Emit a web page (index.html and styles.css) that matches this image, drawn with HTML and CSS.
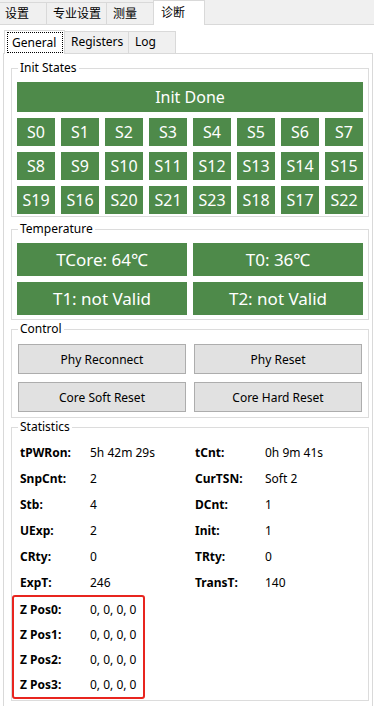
FILE: index.html
```html
<!DOCTYPE html>
<html lang="zh-CN">
<head>
<meta charset="UTF-8">
<title>诊断 – General</title>
<meta name="viewport" content="width=device-width, initial-scale=1.0">
<link rel="stylesheet" href="styles.css">
</head>
<body>
 <div class="tabbar">
  <div class="tab t1">设置</div>
  <div class="tab t2">专业设置</div>
  <div class="tab t3">测量</div>
  <div class="tab active">诊断</div>
 </div>

 <div class="page">
  <div class="subtabs">
   <div class="subtab active"><span class="focus">General</span></div>
   <div class="subtab st2">Registers</div>
   <div class="subtab st3">Log</div>
  </div>

  <div class="panel">
   <fieldset class="group init">
    <legend>Init States</legend>
    <div class="block initdone">Init Done</div>
    <div class="sgrid">
     <div class="block">S0</div><div class="block">S1</div><div class="block">S2</div><div class="block">S3</div>
     <div class="block">S4</div><div class="block">S5</div><div class="block">S6</div><div class="block">S7</div>
     <div class="block">S8</div><div class="block">S9</div><div class="block">S10</div><div class="block">S11</div>
     <div class="block">S12</div><div class="block">S13</div><div class="block">S14</div><div class="block">S15</div>
     <div class="block">S19</div><div class="block">S16</div><div class="block">S20</div><div class="block">S21</div>
     <div class="block">S23</div><div class="block">S18</div><div class="block">S17</div><div class="block">S22</div>
    </div>
   </fieldset>

   <fieldset class="group temp">
    <legend>Temperature</legend>
    <div class="tgrid">
     <div class="block">TCore: 64℃</div>
     <div class="block">T0: 36℃</div>
     <div class="block">T1: not Valid</div>
     <div class="block">T2: not Valid</div>
    </div>
   </fieldset>

   <fieldset class="group control">
    <legend>Control</legend>
    <div class="bgrid">
     <button>Phy Reconnect</button>
     <button>Phy Reset</button>
     <button>Core Soft Reset</button>
     <button>Core Hard Reset</button>
    </div>
   </fieldset>

   <fieldset class="group stats">
    <legend>Statistics</legend>
    <div class="kv">
     <b>tPWRon:</b><span>5h 42m 29s</span><b>tCnt:</b><span>0h 9m 41s</span>
     <b>SnpCnt:</b><span>2</span><b>CurTSN:</b><span>Soft 2</span>
     <b>Stb:</b><span>4</span><b>DCnt:</b><span>1</span>
     <b>UExp:</b><span>2</span><b>Init:</b><span>1</span>
     <b>CRty:</b><span>0</span><b>TRty:</b><span>0</span>
     <b>ExpT:</b><span>246</span><b>TransT:</b><span>140</span>
    </div>
    <div class="kv zpos">
     <b>Z Pos0:</b><span>0, 0, 0, 0</span>
     <b>Z Pos1:</b><span>0, 0, 0, 0</span>
     <b>Z Pos2:</b><span>0, 0, 0, 0</span>
     <b>Z Pos3:</b><span>0, 0, 0, 0</span>
    </div>
   </fieldset>
  </div>
 </div>
</body>
</html>
```

FILE: styles.css
```css
html,body{margin:0;background:#fff}
body{width:374px;height:706px;overflow:hidden;font-family:"Noto Sans","Noto Sans CJK SC",sans-serif;font-size:12px;color:#000}

/* outer tabs */
.tabbar{display:flex;align-items:flex-end;height:25px;box-sizing:border-box;background:#f0f0f0;border-bottom:1px solid #d9d9d9}
.tab{box-sizing:border-box;height:22px;border-top:1px solid #d9d9d9;border-right:1px solid #d9d9d9;line-height:20px;font-family:"Noto Sans CJK SC",sans-serif}
.t1{width:47px;padding-left:5px}
.t2{width:60px;padding-left:6px}
.t3{width:47px;padding-left:6px}
.tab.active{width:52px;height:25px;margin:0 0 -1px -1px;padding:1px 0 0 7px;background:#fff;border-left:1px solid #d9d9d9}

/* inner tabs */
.page{padding-top:5px}
.subtabs{display:flex;align-items:flex-end;height:23px;padding-left:4px}
.subtab{box-sizing:border-box;height:22px;border-top:1px solid #d9d9d9;border-right:1px solid #d9d9d9;background:#f0f0f0;line-height:20px}
.subtab.active{width:61px;height:24px;margin-bottom:-1px;padding:1px 1px 0 2px;background:#fff;border-left:1px solid #d9d9d9;position:relative}
.focus{display:block;height:21px;box-sizing:border-box;border:1px dotted #000;padding-left:4px;line-height:19px}
.st2{width:64px;padding-left:6px}
.st3{width:47px;padding-left:6px}

.panel{margin-left:3px;width:370px;min-height:680px;box-sizing:border-box;border:1px solid #d9d9d9;border-bottom:none;padding:0 3px 0 7px}

/* group boxes */
.group{margin:1px 0 0;border:1px solid #dcdcdc;padding:6px 5px 2px;min-width:0}
.group legend{margin-left:1px;padding:0 2px;line-height:16px;font-size:12px}
.init{margin-top:6px}
.temp{margin-top:4px;padding-bottom:4px}
.control{padding-top:7px;padding-bottom:5px}
.stats{padding:4px 0 1px}
.stats legend{margin-left:6px}

.block{background:#4e8a4a;color:#fff;text-align:center;font-size:16px;line-height:28px;white-space:nowrap}
.initdone{line-height:30px;margin-bottom:6px}
.sgrid{display:grid;grid-template-columns:repeat(8,38px);grid-auto-rows:28px;gap:6px}
.tgrid{display:grid;grid-template-columns:170px 170px;grid-auto-rows:33px;gap:6px}
.tgrid .block{font-size:17px;line-height:33px}

.bgrid{display:grid;grid-template-columns:168px 168px;grid-auto-rows:30px;gap:8px;margin:0 1px}
button{font:inherit;color:#000;background:#e1e1e1;border:1px solid #adadad;padding:0;margin:0}

.kv{display:grid;grid-template-columns:70px 105px 70px 1fr;grid-auto-rows:26px;align-items:center;padding-left:8px}
.kv b{font-weight:bold}
.zpos{width:133px;box-sizing:border-box;grid-template-columns:70px 1fr;grid-auto-rows:25px;padding-left:6px;border:2px solid #e8251f;border-radius:3px}
```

» **Task to carry out**
Quote the data above in full, leaving out the pictures it holds.

» **Reply**
Emit a web page (index.html and styles.css) that matches this image, drawn with HTML and CSS.
FILE: index.html
```html
<!DOCTYPE html>
<html lang="zh-CN">
<head>
<meta charset="UTF-8">
<title>诊断 – General</title>
<meta name="viewport" content="width=device-width, initial-scale=1.0">
<link rel="stylesheet" href="styles.css">
</head>
<body>
 <div class="tabbar">
  <div class="tab t1">设置</div>
  <div class="tab t2">专业设置</div>
  <div class="tab t3">测量</div>
  <div class="tab active">诊断</div>
 </div>

 <div class="page">
  <div class="subtabs">
   <div class="subtab active"><span class="focus">General</span></div>
   <div class="subtab st2">Registers</div>
   <div class="subtab st3">Log</div>
  </div>

  <div class="panel">
   <fieldset class="group init">
    <legend>Init States</legend>
    <div class="block initdone">Init Done</div>
    <div class="sgrid">
     <div class="block">S0</div><div class="block">S1</div><div class="block">S2</div><div class="block">S3</div>
     <div class="block">S4</div><div class="block">S5</div><div class="block">S6</div><div class="block">S7</div>
     <div class="block">S8</div><div class="block">S9</div><div class="block">S10</div><div class="block">S11</div>
     <div class="block">S12</div><div class="block">S13</div><div class="block">S14</div><div class="block">S15</div>
     <div class="block">S19</div><div class="block">S16</div><div class="block">S20</div><div class="block">S21</div>
     <div class="block">S23</div><div class="block">S18</div><div class="block">S17</div><div class="block">S22</div>
    </div>
   </fieldset>

   <fieldset class="group temp">
    <legend>Temperature</legend>
    <div class="tgrid">
     <div class="block">TCore: 64℃</div>
     <div class="block">T0: 36℃</div>
     <div class="block">T1: not Valid</div>
     <div class="block">T2: not Valid</div>
    </div>
   </fieldset>

   <fieldset class="group control">
    <legend>Control</legend>
    <div class="bgrid">
     <button>Phy Reconnect</button>
     <button>Phy Reset</button>
     <button>Core Soft Reset</button>
     <button>Core Hard Reset</button>
    </div>
   </fieldset>

   <fieldset class="group stats">
    <legend>Statistics</legend>
    <div class="kv">
     <b>tPWRon:</b><span>5h 42m 29s</span><b>tCnt:</b><span>0h 9m 41s</span>
     <b>SnpCnt:</b><span>2</span><b>CurTSN:</b><span>Soft 2</span>
     <b>Stb:</b><span>4</span><b>DCnt:</b><span>1</span>
     <b>UExp:</b><span>2</span><b>Init:</b><span>1</span>
     <b>CRty:</b><span>0</span><b>TRty:</b><span>0</span>
     <b>ExpT:</b><span>246</span><b>TransT:</b><span>140</span>
    </div>
    <div class="kv zpos">
     <b>Z Pos0:</b><span>0, 0, 0, 0</span>
     <b>Z Pos1:</b><span>0, 0, 0, 0</span>
     <b>Z Pos2:</b><span>0, 0, 0, 0</span>
     <b>Z Pos3:</b><span>0, 0, 0, 0</span>
    </div>
   </fieldset>
  </div>
 </div>
</body>
</html>
```

FILE: styles.css
```css
html,body{margin:0;background:#fff}
body{width:374px;height:706px;overflow:hidden;font-family:"Noto Sans","Noto Sans CJK SC",sans-serif;font-size:12px;color:#000}

/* outer tabs */
.tabbar{display:flex;align-items:flex-end;height:25px;box-sizing:border-box;background:#f0f0f0;border-bottom:1px solid #d9d9d9}
.tab{box-sizing:border-box;height:22px;border-top:1px solid #d9d9d9;border-right:1px solid #d9d9d9;line-height:20px;font-family:"Noto Sans CJK SC",sans-serif}
.t1{width:47px;padding-left:5px}
.t2{width:60px;padding-left:6px}
.t3{width:47px;padding-left:6px}
.tab.active{width:52px;height:25px;margin:0 0 -1px -1px;padding:1px 0 0 7px;background:#fff;border-left:1px solid #d9d9d9}

/* inner tabs */
.page{padding-top:5px}
.subtabs{display:flex;align-items:flex-end;height:23px;padding-left:4px}
.subtab{box-sizing:border-box;height:22px;border-top:1px solid #d9d9d9;border-right:1px solid #d9d9d9;background:#f0f0f0;line-height:20px}
.subtab.active{width:61px;height:24px;margin-bottom:-1px;padding:1px 1px 0 2px;background:#fff;border-left:1px solid #d9d9d9;position:relative}
.focus{display:block;height:21px;box-sizing:border-box;border:1px dotted #000;padding-left:4px;line-height:19px}
.st2{width:64px;padding-left:6px}
.st3{width:47px;padding-left:6px}

.panel{margin-left:3px;width:370px;min-height:680px;box-sizing:border-box;border:1px solid #d9d9d9;border-bottom:none;padding:0 3px 0 7px}

/* group boxes */
.group{margin:1px 0 0;border:1px solid #dcdcdc;padding:6px 5px 2px;min-width:0}
.group legend{margin-left:1px;padding:0 2px;line-height:16px;font-size:12px}
.init{margin-top:6px}
.temp{margin-top:4px;padding-bottom:4px}
.control{padding-top:7px;padding-bottom:5px}
.stats{padding:4px 0 1px}
.stats legend{margin-left:6px}

.block{background:#4e8a4a;color:#fff;text-align:center;font-size:16px;line-height:28px;white-space:nowrap}
.initdone{line-height:30px;margin-bottom:6px}
.sgrid{display:grid;grid-template-columns:repeat(8,38px);grid-auto-rows:28px;gap:6px}
.tgrid{display:grid;grid-template-columns:170px 170px;grid-auto-rows:33px;gap:6px}
.tgrid .block{font-size:17px;line-height:33px}

.bgrid{display:grid;grid-template-columns:168px 168px;grid-auto-rows:30px;gap:8px;margin:0 1px}
button{font:inherit;color:#000;background:#e1e1e1;border:1px solid #adadad;padding:0;margin:0}

.kv{display:grid;grid-template-columns:70px 105px 70px 1fr;grid-auto-rows:26px;align-items:center;padding-left:8px}
.kv b{font-weight:bold}
.zpos{width:133px;box-sizing:border-box;grid-template-columns:70px 1fr;grid-auto-rows:25px;padding-left:6px;border:2px solid #e8251f;border-radius:3px}
```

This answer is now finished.